The SparkPost API originates from when we were Message Systems, before our adventures in the cloud. At the time we were busy making final preparations for the beta launch of Momentum 4. This was a major upgrade to version 3.x, our market leading on-premise MTA. Momentum 4 included an entirely new UI, real-time analytics, and most importantly a new web API for message injection and generation, managing templates, and getting email metrics. Our vision was of an API first architecture – where even the UI would interact with API endpoints.

One of the earliest and best decisions we made was to adopt a RESTful style. Since the late 2000s representational state transfer (REST) based web APIs are the de-facto standard of cloud APIs. Using HTTP and JSON makes it easy for developers, regardless of which programming language they use – PHP, Ruby, and Java – to integrate with our API without knowing or caring about our underlying technology.

Choosing to use the RESTful architecture was easy. Choosing a versioning convention was not so easy. Initially we punted on the question of versioning by not versioning the beta at all. However, within a couple months the beta was in the hands of a few customers and we began building out our cloud service. Time to version. We evaluated two versioning conventions. The first was to put the versioning directly in the URI and the second was to use an Accept header. The first option is more explicit and less complicated, which is easier for developers. Since we love developers, it was the logical choice.

API Governance

With a versioning convention selected we had more questions. When would we bump the version? What is a breaking change? Would we reversion the whole API or just certain endpoints? At SparkPost, we have multiple teams working on different parts of our API. Within those teams, people work on different endpoints at different times. Therefore, it’s very important that our API is consistent in the use of conventions. This was bigger than versioning.

We established a governance group including engineers representing each team, a member of the Product Management team, and our CTO. This group is responsible for establishing, documenting, and enforcing our API conventions across all teams. An API governance Slack channel also comes in handy for lively debates on the topic.

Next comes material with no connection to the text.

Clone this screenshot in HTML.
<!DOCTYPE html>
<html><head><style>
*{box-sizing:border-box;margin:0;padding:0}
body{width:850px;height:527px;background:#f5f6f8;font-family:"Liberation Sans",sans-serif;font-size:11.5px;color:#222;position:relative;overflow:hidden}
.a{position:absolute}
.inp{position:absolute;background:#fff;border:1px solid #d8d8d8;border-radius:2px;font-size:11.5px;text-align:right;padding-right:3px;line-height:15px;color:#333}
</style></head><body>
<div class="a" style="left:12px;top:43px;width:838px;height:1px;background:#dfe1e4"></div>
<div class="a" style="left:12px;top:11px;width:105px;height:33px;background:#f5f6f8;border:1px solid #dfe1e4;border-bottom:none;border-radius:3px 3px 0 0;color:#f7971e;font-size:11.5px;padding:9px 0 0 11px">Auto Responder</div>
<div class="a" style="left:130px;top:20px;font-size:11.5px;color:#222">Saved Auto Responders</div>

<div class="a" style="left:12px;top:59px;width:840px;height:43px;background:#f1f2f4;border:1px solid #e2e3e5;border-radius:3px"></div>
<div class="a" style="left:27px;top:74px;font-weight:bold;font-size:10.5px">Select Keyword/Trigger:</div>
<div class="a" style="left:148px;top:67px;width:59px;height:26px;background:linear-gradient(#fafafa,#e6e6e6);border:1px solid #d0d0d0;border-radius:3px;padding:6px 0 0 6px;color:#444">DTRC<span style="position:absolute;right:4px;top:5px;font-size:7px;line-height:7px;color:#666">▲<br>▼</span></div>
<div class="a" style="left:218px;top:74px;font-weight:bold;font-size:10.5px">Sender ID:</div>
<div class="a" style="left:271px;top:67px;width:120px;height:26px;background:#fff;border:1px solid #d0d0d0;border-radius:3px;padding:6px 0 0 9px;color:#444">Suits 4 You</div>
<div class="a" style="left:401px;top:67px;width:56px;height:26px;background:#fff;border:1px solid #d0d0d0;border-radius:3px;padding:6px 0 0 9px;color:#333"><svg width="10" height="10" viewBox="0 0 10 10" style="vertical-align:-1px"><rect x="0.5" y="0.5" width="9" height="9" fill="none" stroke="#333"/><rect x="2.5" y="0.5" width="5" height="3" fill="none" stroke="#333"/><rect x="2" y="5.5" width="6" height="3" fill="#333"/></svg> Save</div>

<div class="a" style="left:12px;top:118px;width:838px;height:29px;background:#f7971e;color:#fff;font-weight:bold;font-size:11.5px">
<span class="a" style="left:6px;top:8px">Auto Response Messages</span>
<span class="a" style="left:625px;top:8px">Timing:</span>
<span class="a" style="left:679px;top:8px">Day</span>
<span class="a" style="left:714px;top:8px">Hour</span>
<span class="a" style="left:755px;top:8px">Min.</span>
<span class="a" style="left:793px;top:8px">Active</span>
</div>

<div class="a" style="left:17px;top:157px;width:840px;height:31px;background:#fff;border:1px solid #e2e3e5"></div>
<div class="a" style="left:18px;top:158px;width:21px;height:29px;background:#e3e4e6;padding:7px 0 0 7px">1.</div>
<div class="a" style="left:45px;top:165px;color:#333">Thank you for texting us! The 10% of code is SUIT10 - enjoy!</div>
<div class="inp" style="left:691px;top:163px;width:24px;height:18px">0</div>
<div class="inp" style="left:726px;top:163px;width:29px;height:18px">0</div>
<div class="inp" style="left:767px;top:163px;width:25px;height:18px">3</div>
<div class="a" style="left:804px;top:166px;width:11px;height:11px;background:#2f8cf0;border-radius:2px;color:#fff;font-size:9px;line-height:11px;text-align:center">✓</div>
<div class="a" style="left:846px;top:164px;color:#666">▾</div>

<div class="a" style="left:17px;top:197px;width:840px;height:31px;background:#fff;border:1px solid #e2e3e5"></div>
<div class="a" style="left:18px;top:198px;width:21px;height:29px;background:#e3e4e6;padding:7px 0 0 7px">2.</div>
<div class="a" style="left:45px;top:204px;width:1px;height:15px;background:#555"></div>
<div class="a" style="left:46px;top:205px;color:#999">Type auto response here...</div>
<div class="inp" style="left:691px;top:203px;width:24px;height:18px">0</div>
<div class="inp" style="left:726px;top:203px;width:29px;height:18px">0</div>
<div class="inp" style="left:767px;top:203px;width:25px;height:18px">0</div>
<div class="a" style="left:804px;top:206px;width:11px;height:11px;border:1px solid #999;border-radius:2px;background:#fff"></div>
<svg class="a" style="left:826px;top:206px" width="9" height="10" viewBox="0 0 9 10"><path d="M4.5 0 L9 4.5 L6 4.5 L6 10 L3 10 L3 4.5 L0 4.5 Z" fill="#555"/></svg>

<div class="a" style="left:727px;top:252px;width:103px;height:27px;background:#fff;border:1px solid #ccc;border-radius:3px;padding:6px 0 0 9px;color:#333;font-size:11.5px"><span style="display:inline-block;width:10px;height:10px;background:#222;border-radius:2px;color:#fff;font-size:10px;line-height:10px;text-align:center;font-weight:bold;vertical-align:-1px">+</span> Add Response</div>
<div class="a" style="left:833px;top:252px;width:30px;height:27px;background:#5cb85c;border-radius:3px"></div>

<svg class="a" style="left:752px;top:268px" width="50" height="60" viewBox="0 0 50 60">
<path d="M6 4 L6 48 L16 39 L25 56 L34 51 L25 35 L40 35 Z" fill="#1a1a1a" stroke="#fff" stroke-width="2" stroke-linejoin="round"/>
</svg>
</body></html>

The governance group identified a number of ways changes can be introduced to the API that are beneficial to the user and do not constitute a breaking change. These include:

A new resource or API endpoint
A new optional parameter
A change to a non-public API endpoint
A new optional key in the JSON POST body
A new key returned in the JSON response body

Conversely, a breaking change included anything that could break a user’s integration such as:

A new required parameter
A new required key in POST bodies
Removal of an existing endpoint
Removal of an existing endpoint request method
A materially different internal behavior of an API call – such as a change to the default behavior.

The Big 1.0

As we documented and discussed these conventions, we also came to the conclusion that it was in everyone’s (including ours!) best interest to avoid making breaking changes to the API since managing multiple versions adds quite a bit of overhead. We decided that there were a few things we should fix with our API before committing to “v1”.

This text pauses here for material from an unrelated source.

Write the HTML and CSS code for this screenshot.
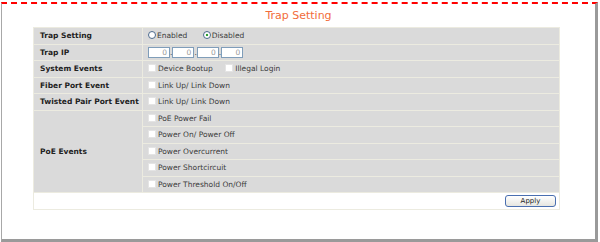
FILE: index.html
```html
<!DOCTYPE html>
<html lang="en">
<head>
    <meta charset="UTF-8">
    <title>Trap Setting</title>
    <link rel="stylesheet" href="styles.css">
</head>
<body>
    <div class="frame">
        <h1 class="title">Trap Setting</h1>
        <table class="settings">
            <tr>
                <td class="label">Trap Setting</td>
                <td class="value">
                    <span class="radio"></span><span class="opt">Enabled</span>
                    <span class="radio checked"></span><span class="opt">Disabled</span>
                </td>
            </tr>
            <tr>
                <td class="label">Trap IP</td>
                <td class="value">
                    <span class="ip">0</span>.<span class="ip">0</span>.<span class="ip">0</span>.<span class="ip">0</span>
                </td>
            </tr>
            <tr>
                <td class="label">System Events</td>
                <td class="value">
                    <span class="check"></span><span class="opt wide">Device Bootup</span>
                    <span class="check"></span><span class="opt">Illegal Login</span>
                </td>
            </tr>
            <tr>
                <td class="label">Fiber Port Event</td>
                <td class="value"><span class="check"></span>Link Up/ Link Down</td>
            </tr>
            <tr>
                <td class="label">Twisted Pair Port Event</td>
                <td class="value"><span class="check"></span>Link Up/ Link Down</td>
            </tr>
            <tr>
                <td class="label" rowspan="5">PoE Events</td>
                <td class="value"><span class="check"></span>PoE Power Fail</td>
            </tr>
            <tr>
                <td class="value"><span class="check"></span>Power On/ Power Off</td>
            </tr>
            <tr>
                <td class="value"><span class="check"></span>Power Overcurrent</td>
            </tr>
            <tr>
                <td class="value"><span class="check"></span>Power Shortcircuit</td>
            </tr>
            <tr>
                <td class="value"><span class="check"></span>Power Threshold On/Off</td>
            </tr>
            <tr>
                <td class="actions" colspan="2"><button class="apply">Apply</button></td>
            </tr>
        </table>
    </div>
</body>
</html>
```

FILE: styles.css
```css
body {
    margin: 0;
    background-color: #fff;
    font-family: "DejaVu Sans", Verdana, sans-serif;
}
.frame {
    box-sizing: border-box;
    width: 597px;
    height: 240px;
    margin: 2px 0 0 1px;
    border-top: 2px dashed #f00;
    border-left: 1px solid #a8a8a8;
    border-right: 3px solid #9a9a9a;
    border-bottom: 3px solid #9a9a9a;
    padding-top: 5px;
}
.title {
    margin: 0 0 4px;
    text-align: center;
    font-size: 11px;
    font-weight: normal;
    color: #f26b3a;
    line-height: 14px;
}
.settings {
    width: 527px;
    margin-left: 31px;
    border-collapse: collapse;
    border: 1px solid #d3d2c4;
    font-size: 7.5px;
}
.settings td {
    height: 15.5px;
    padding: 0;
    border: 1px solid #ecebe0;
    background-color: #dadada;
    vertical-align: middle;
}
.label {
    width: 102px;
    padding-left: 6px !important;
    font-weight: bold;
    color: #222;
}
.value {
    padding-left: 5px !important;
    color: #3a3a3a;
}
.opt {
    display: inline-block;
    margin-right: 13px;
}
.opt.wide {
    margin-right: 10px;
}
.radio {
    display: inline-block;
    box-sizing: border-box;
    width: 8px;
    height: 8px;
    margin-right: 1px;
    border: 1px solid #4b6a8c;
    border-radius: 50%;
    background-color: #fff;
    vertical-align: -1px;
}
.radio.checked {
    background: radial-gradient(circle, #2fa02f 0 1.2px, #fff 1.6px);
}
.check {
    display: inline-block;
    box-sizing: border-box;
    width: 8px;
    height: 8px;
    margin-right: 2px;
    border: 1px solid #e4e4e4;
    background-color: #fff;
    vertical-align: -1px;
}
.ip {
    display: inline-block;
    box-sizing: border-box;
    width: 22px;
    height: 11px;
    padding-right: 2px;
    border: 1px solid #7f9db9;
    background-color: #fff;
    color: #999;
    text-align: right;
    line-height: 9px;
    vertical-align: middle;
}
.settings td.actions {
    height: 16px;
    background-color: #fff;
    text-align: right;
    padding-right: 3px;
}
.apply {
    width: 51px;
    height: 12px;
    padding: 0;
    border: 1px solid #4a6fb0;
    border-radius: 3px;
    background: linear-gradient(#fff, #e6e6e0);
    font-family: "DejaVu Sans", Verdana, sans-serif;
    font-size: 7px;
    color: #222;
    line-height: 10px;
}
```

Sending a simple email required way too much effort. To “keep the simple things simple” we updated the POST body to ensure that both simple and complex use cases are accommodated. The new format was more future-proof as well. Secondly we addressed a problem with the Metrics endpoint. This endpoint used a “group_by” parameter that would change the format of the GET response body such that the first key would be the value of the group by parameter. That did not seem very RESTful so we broke each group by into a separate endpoint. Finally we audited each endpoint and made minor changes here and there to ensure they conformed with the standards.

Accurate Documentation

It is important to have accurate and usable API documentation to avoid breaking changes, of the deliberate or unintentional kind. We decided to use a simple API documentation approach leveraging a Markdown language called API Blueprint and manage our docs in Github. Our community contributes and improves upon these open source docs. We also maintain a nonpublic set of docs in Github for internal APIs and endpoints.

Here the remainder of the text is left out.